When under default permit, the firewall allows all traffic except that which has been blocked by the administrator while when the firewall is under default deny, it denies all the traffic except that which the administrator has configured to be allowed to pass through the firewall (Donald, 2010).

This means that the firewall performs one task at a given time. The dynamic firewalls on the other hand allow the permit and deny operations to run concurrently.

The firewall administrator has the task of setting the rules that determine the data and information that will be allowed to pass through the firewall and that which will be denied access to the network. The firewall therefore performs tasks such as limiting the flow of packets between networks, allowing authorization testing by giving access and also acting as a control point when the network an external connection.

Proxies may also be used in the network to achieve the control of the traffic within the network. The control of traffic within any network is very important as hackers may use it as a way to affect how the network operates. For example if a hacker gets into the network, he/she may sabotage the functionality of components in the network.

For the case of a printer, he/she may send a large amount of data to the printer within a short period of time. This affects the functionality of the printer as it can be able to process a particular number of instructions at one time.

Another security control that can be employed is the use of honeypots in the network. This is a computer system that has computer devices and data (Jyoti, 2011). It is used to make the data visible to the attacker and attract hin/her. Once the attacker gains access to this data, you are able to monitor all the actions that he/she is performing.

The monitoring is done carefully to ensure that the attacker does not notice that he/she is being monitored. This system does not have a firewall to enable the attacker to be able o gain access to the data. The honeypot is important as it will enable the administrator of the network to learn about new attacks that the attacker may be intending to perform.

This knowledge gives the administrator an upper hand as it ensures that he/she is able to prevent such an attack before it happens to the actual system.

The honey pot also ensures that the attacker is diverted from the actual system and therefore the harm that may otherwise have been subjected to the system is prevented from occurring. It therefore allows the administrator to stop the attacker while at the same time being able to protect the system.


The explanations above show that any network and in particular the corporate local area network may be subjected to different types of threats. To ensure effective and efficient running of these networks, these threat must be identified. Incase the system is already affected; measures should be put in place to eliminate the threats.

Preventive mechanisms should also be employed to ensure that the system is not vulnerable to these threats. The implementation of these security controls will ensure the smooth running of the system. If the system is used to transmit sensitive data, the integrity of this data will be upheld if controls such as encryption of the information are performed.

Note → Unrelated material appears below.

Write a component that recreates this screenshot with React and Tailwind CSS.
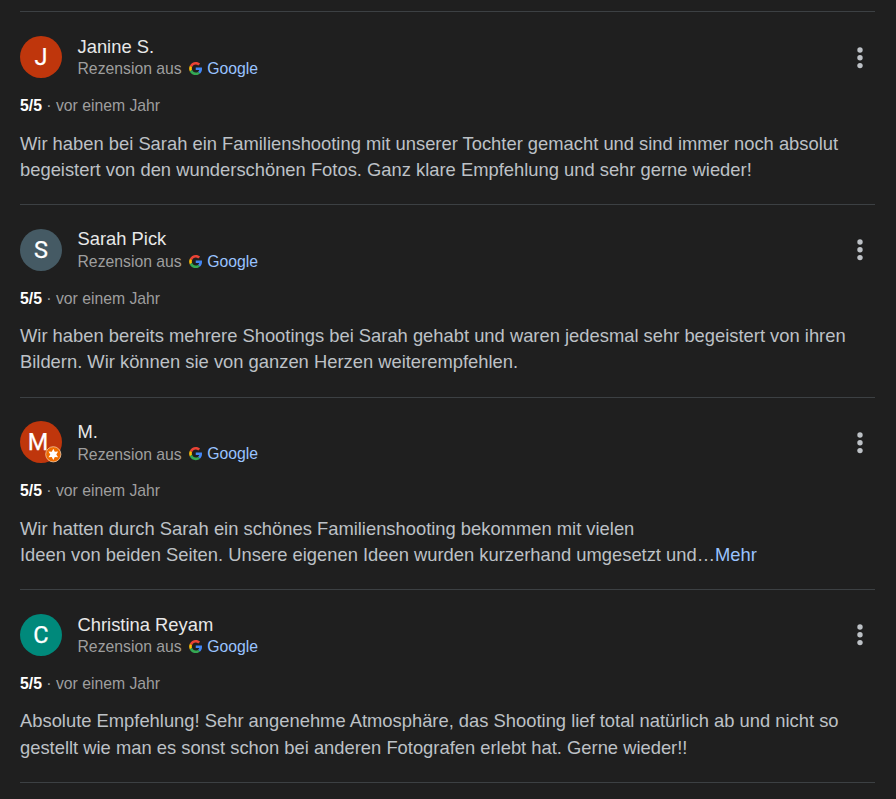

Bishop, M. (2010). Computer Security. Boston: Pearson.

Bragg, R., Rhodes, M., & Strassberg, K. (2010). Network Security. New York: McGraw Hill.

Cook, B., & Neil, W. (2009). Computer Peripherals. London: Edward Arnold.

Donald, E. K. (2010). Art of Computer Programming. Salt Lake: Addison-Wesley.

Hruska, J., & Keith, J. (2011). Computer Security Reference Book. Ohio: Butterworth-Heinmann.

Jyoti, S. (2011). Computer Peripherals and Interfacing. New Delhi: Laxmi Publications.

Kyriazoglou, J. (2010). It Strategic and Operational Controls. London: IT Governance Publishing.

Pfleeger, C. P., & Pfleeger, S. L. (2010). Security in Computing. Upper Saddle River: Prentice-Hall.

Roger, T. (2009). Schaum’s Outline of Computer Networking. New York: McGraw-Hill.

Stallings, W. (2009). Network Security Essentials. Upper Saddle River: Prentice-Hall.